Throughout her academic tenure at Notre Dame, Kay has openly styled herself as an abortion-rights champion. But since pro-abortion perspectives are often commonplace among faculty in some of Notre Dame’s academic departments, this long-standing ideological orientation wasn’t what drew the Rover’s attention when classes resumed in September 2022, three months after the U.S. Supreme Court’s Dobbs decision struck down legal abortion’s constitutional framework.

Instead, it was the dramatic post-Dobbs escalation of Kay’s abortion activism that led to the Rover’s reporting. This notably included online postings advising residents of Indiana — where a state law banning most abortions was enacted in the immediate wake of the Supreme Court decision — about sites where they could source abortion pills. Further, the professor had posted information on the door of her Notre Dame office that appeared to identify it as a location where students could find help in seeking abortions.

Ahead of the Rover’s initial October 2022 report on these activities, criticism by other parties had already induced Kay to begin scaling back some of the more overt activism being conducted via her Notre Dame professorship. But she subsequently complained to Notre Dame’s administration, as well as to sympathetic media outlets, that the pushback by the Rover and others against her words and actions constituted a coordinated attack against her academic freedom.

To their credit, administration officials retorted that her academic freedom hadn’t been restricted at all and that she shouldn’t expect to evade criticism for articulating pro-abortion beliefs from her privileged position on a Catholic campus, given that these beliefs totally contradict Church teachings about the sanctity of unborn human life.

After the Rover published a second article in March 2023 reporting on Kay’s comments at another event at Notre Dame, Kay filed her defamation suit. It articulated a hodgepodge of claims, accusing the student newspaper of misrepresenting her in both articles and supposedly harming her in a variety of ways as a result. Unintimidated, the Rover refused to retract any of its reporting.

And when the case was adjudicated, it was a legal shutout in favor of the Rover. In his Jan. 8 decision upholding the defendants’ right to free speech and dismissing all of Kay’s allegations, St. Joseph County senior Judge Steven David concisely enumerated the reasons why her claims were comprehensively bogus:

“Because the Court has found that the alleged defamatory statements were true, within the meaning of the law, not made with actual malice, did not contain a defamatory inference, and there were no damages that were causally linked to The Irish Rover Articles, Dr. Kay’s defamation claim fails and the statements in the Articles were lawful.” 

This slam-dunk court win is certainly cause for celebration, even if the celebration must be somewhat qualified due to the unfortunate reality that Kay’s pro-abortion views might be more popular on Notre Dame’s campus than the staunchly Catholic views articulated by the student newspaper. Indeed, it’s a sad testimony to the current state of affairs academically that a professor at one of the nation’s leading Catholic universities believes she possesses an unchallengeable right to express her pro-abortion beliefs without rebuke — and that she’s entitled to try to weaponize a secular court against students brave enough to speak up about what she is doing. 
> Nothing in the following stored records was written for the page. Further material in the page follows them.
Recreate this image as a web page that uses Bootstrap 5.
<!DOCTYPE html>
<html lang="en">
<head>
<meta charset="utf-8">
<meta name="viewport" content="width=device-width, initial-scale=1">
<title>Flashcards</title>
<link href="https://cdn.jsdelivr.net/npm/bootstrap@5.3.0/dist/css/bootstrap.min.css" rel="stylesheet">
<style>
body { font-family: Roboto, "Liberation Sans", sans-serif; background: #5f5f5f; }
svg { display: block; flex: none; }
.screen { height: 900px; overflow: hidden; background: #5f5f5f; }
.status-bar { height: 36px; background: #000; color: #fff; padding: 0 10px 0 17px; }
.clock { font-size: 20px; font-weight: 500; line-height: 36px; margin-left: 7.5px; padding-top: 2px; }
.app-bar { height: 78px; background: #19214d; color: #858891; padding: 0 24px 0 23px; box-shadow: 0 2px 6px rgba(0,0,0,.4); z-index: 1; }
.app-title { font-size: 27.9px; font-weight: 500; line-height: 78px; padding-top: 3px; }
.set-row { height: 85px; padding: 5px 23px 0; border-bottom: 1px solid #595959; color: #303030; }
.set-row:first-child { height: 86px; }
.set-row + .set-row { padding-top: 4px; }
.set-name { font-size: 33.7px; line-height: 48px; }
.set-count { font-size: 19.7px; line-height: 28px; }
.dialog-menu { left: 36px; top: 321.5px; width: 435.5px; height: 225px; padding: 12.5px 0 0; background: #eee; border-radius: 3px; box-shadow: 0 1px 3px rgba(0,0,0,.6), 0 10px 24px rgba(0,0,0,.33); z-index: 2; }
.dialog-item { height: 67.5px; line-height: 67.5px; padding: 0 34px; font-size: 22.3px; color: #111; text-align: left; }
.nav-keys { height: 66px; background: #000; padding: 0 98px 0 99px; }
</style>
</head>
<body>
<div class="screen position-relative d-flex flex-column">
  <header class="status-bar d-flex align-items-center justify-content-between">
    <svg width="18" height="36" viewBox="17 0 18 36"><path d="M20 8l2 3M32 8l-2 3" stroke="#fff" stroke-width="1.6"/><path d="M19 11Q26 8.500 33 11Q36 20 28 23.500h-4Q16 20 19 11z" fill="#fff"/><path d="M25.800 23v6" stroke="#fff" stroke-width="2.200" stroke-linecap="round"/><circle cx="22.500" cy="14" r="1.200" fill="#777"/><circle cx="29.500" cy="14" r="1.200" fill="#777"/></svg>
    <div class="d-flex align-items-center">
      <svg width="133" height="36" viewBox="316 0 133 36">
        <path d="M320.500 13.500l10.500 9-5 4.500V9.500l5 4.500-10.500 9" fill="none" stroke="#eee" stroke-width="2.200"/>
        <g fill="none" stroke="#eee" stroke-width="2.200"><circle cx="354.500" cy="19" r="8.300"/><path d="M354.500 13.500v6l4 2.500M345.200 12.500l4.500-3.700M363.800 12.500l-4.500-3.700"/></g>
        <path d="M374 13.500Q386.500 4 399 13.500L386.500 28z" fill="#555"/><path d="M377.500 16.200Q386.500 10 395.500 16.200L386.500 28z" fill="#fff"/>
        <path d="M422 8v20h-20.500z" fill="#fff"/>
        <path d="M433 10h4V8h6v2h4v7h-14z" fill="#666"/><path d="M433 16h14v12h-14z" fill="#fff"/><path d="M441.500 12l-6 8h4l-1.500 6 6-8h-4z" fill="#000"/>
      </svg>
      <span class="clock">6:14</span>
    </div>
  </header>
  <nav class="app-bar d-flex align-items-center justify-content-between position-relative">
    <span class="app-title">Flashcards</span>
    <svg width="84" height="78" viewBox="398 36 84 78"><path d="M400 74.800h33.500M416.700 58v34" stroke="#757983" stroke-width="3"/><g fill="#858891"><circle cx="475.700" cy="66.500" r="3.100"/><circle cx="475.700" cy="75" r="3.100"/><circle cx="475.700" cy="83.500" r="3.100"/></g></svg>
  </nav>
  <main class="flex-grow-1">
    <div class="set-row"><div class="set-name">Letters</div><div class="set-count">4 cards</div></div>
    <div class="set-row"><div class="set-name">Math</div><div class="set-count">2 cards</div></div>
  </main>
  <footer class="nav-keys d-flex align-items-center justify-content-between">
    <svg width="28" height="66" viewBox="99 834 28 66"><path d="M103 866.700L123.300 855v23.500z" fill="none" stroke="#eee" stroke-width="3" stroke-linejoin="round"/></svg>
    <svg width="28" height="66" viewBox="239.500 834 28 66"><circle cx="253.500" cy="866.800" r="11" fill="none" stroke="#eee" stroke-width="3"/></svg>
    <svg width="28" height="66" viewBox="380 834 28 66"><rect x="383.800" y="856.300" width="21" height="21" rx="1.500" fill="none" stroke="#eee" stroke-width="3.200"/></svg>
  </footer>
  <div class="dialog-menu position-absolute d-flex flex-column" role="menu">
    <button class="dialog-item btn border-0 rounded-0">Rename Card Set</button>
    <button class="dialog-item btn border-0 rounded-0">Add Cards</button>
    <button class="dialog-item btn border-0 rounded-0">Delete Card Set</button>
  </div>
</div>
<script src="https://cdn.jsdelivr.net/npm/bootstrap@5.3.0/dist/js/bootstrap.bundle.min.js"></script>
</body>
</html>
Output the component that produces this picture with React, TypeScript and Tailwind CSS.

What about their academic freedom, professor Kay? Why isn’t their right to speak every bit as important as your own?

As the Rover noted in the editorial it published following the court decision, “In filing and pursuing this lawsuit over the course of the last year, Kay attempted to silence and intimidate undergraduate students at her own university for accurate reporting on her public comments. We hope that this ruling will serve to discourage such efforts to chill free speech in the future and invigorate others to courageously exercise their right to freedom of speech in pursuit of the truth.”

At a minimum, Kay’s glaring hypocrisy alongside of her blatant support for abortion ought to prompt Notre Dame’s senior leadership to publicly applaud The Irish Rover’s vindication in court. In light of the university’s long-standing timidity about reining in the excesses of its faculty progressives, however, that’s highly unlikely to happen. 

Nevertheless, given the predominance of progressive views at the large majority of secular American universities, as well as at many U.S. Catholic colleges, the outcome at Notre Dame represents a significant free-speech victory for views that don’t conform with contemporary campus orthodoxies. 

It’s also a pointed reminder about the value of fearless investigative journalism, in terms of bringing unacceptable activities to light and helping to correct them.

That’s the kind of journalism that really counts, and the members of the Rover staff are to be highly commended for their collective good work.